● What you are asked to do
Copy each line below that contains "TypeScript".

Entries from a dataset:
•••••
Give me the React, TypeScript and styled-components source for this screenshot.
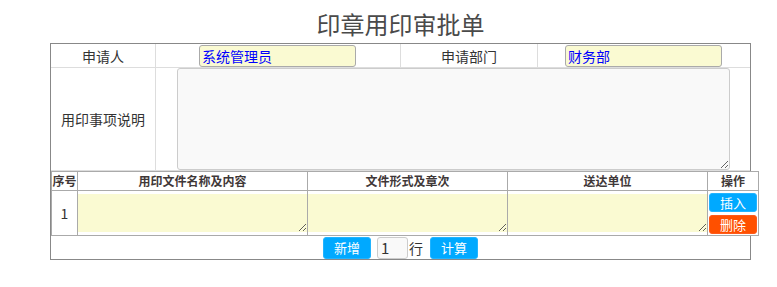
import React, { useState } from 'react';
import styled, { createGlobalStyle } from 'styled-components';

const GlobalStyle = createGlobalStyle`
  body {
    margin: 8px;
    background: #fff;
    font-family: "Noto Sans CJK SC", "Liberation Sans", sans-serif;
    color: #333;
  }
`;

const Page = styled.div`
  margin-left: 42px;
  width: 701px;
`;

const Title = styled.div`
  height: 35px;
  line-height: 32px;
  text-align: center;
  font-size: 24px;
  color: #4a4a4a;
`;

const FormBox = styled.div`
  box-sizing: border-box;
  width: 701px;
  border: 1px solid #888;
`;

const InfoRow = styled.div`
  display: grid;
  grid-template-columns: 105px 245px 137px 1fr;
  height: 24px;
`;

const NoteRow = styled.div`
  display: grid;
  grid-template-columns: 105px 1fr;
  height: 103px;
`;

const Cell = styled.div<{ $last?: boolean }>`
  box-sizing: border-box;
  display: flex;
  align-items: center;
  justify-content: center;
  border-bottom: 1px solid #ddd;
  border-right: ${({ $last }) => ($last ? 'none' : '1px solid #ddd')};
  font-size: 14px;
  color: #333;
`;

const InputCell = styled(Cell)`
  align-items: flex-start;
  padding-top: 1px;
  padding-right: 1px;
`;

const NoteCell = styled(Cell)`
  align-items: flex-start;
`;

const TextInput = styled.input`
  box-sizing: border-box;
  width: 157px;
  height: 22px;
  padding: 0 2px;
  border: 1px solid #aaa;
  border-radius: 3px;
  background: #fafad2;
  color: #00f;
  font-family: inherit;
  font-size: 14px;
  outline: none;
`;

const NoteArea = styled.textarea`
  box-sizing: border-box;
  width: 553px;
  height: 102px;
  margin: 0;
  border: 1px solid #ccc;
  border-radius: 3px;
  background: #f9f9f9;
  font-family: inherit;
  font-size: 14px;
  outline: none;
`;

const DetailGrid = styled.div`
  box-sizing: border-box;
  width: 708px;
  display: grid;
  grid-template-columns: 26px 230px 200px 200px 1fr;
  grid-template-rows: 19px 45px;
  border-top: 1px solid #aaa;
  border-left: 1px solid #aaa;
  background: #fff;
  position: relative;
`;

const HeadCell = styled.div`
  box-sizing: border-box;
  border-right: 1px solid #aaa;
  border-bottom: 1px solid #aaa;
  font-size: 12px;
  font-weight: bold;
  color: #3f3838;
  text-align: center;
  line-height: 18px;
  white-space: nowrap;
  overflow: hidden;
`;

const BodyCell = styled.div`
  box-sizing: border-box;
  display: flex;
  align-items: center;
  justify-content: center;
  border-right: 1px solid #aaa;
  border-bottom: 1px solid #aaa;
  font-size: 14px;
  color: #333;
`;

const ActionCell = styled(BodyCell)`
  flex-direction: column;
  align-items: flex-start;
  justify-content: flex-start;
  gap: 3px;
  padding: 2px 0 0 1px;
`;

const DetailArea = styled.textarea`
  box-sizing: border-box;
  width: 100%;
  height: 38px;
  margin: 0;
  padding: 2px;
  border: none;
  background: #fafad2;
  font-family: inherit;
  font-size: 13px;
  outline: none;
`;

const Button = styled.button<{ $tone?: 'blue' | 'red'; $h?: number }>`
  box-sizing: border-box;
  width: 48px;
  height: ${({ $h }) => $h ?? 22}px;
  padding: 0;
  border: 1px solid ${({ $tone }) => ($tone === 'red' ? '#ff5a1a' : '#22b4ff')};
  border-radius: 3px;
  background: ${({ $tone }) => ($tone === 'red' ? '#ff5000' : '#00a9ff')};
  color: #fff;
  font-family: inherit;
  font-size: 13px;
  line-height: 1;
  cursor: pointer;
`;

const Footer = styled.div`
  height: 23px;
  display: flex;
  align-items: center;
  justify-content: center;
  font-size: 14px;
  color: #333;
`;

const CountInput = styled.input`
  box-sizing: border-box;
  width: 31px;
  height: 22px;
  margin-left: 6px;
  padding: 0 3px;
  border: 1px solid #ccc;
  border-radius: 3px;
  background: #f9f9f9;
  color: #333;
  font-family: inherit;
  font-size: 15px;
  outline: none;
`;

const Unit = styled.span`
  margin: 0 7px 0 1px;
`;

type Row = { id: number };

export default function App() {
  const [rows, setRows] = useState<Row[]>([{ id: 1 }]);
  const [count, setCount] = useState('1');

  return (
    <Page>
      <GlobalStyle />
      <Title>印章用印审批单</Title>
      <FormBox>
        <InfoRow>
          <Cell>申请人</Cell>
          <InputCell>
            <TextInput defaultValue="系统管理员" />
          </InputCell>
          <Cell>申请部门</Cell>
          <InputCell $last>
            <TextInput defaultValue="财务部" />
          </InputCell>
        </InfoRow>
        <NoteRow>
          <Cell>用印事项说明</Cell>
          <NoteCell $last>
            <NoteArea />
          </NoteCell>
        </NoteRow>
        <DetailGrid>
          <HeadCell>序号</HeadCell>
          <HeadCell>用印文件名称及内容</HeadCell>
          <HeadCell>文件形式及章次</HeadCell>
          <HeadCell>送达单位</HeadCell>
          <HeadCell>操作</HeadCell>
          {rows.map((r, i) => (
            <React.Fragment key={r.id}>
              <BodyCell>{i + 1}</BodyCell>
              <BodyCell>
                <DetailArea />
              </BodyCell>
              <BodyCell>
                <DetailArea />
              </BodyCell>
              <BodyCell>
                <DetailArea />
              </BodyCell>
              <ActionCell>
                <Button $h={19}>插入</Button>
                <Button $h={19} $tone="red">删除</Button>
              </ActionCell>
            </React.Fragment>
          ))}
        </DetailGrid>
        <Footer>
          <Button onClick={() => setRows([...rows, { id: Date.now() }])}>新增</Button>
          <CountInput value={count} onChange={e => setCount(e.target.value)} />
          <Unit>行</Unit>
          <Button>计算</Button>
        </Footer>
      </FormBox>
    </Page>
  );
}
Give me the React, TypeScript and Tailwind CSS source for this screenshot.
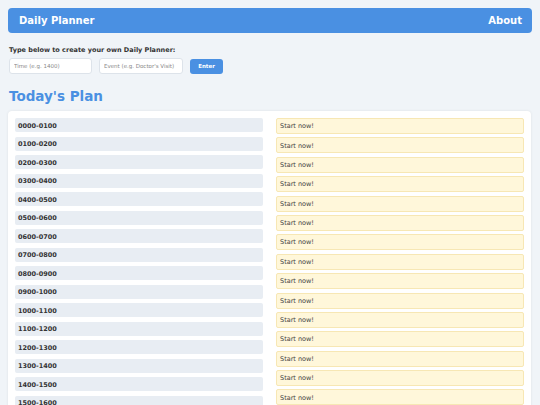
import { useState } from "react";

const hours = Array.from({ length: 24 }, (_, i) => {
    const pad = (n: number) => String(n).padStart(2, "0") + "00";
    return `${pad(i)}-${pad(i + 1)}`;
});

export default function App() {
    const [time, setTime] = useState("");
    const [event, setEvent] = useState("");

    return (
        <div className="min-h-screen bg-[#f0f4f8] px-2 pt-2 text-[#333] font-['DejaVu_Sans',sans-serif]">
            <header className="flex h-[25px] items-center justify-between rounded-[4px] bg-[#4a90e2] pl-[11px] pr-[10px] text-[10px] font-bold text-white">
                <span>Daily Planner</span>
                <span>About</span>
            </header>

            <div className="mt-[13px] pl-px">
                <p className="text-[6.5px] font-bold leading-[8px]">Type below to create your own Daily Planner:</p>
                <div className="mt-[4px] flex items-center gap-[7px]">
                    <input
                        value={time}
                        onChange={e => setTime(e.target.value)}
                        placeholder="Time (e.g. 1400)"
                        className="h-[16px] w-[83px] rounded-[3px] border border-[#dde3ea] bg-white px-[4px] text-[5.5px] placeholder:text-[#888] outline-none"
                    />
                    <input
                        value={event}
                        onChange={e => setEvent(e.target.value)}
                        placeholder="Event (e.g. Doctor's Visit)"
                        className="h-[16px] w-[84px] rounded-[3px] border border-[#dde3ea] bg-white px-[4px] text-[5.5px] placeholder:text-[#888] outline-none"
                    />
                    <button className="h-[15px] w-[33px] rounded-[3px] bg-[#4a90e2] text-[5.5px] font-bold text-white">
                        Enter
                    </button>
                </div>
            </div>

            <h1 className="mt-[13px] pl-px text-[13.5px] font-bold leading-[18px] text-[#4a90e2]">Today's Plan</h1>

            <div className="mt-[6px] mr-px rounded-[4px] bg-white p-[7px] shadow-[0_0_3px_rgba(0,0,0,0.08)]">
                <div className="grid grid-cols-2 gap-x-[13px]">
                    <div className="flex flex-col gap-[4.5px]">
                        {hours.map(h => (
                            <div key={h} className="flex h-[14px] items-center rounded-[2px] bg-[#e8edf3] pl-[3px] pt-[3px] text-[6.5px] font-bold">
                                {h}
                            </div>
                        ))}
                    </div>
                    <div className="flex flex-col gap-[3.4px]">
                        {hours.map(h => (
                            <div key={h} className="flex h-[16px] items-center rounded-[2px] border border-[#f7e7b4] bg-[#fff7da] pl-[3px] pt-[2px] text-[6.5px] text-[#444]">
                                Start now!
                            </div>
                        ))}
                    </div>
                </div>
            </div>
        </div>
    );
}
•••••
● Solution to this problem
Give me the React, TypeScript and styled-components source for this screenshot.
Give me the React, TypeScript and Tailwind CSS source for this screenshot.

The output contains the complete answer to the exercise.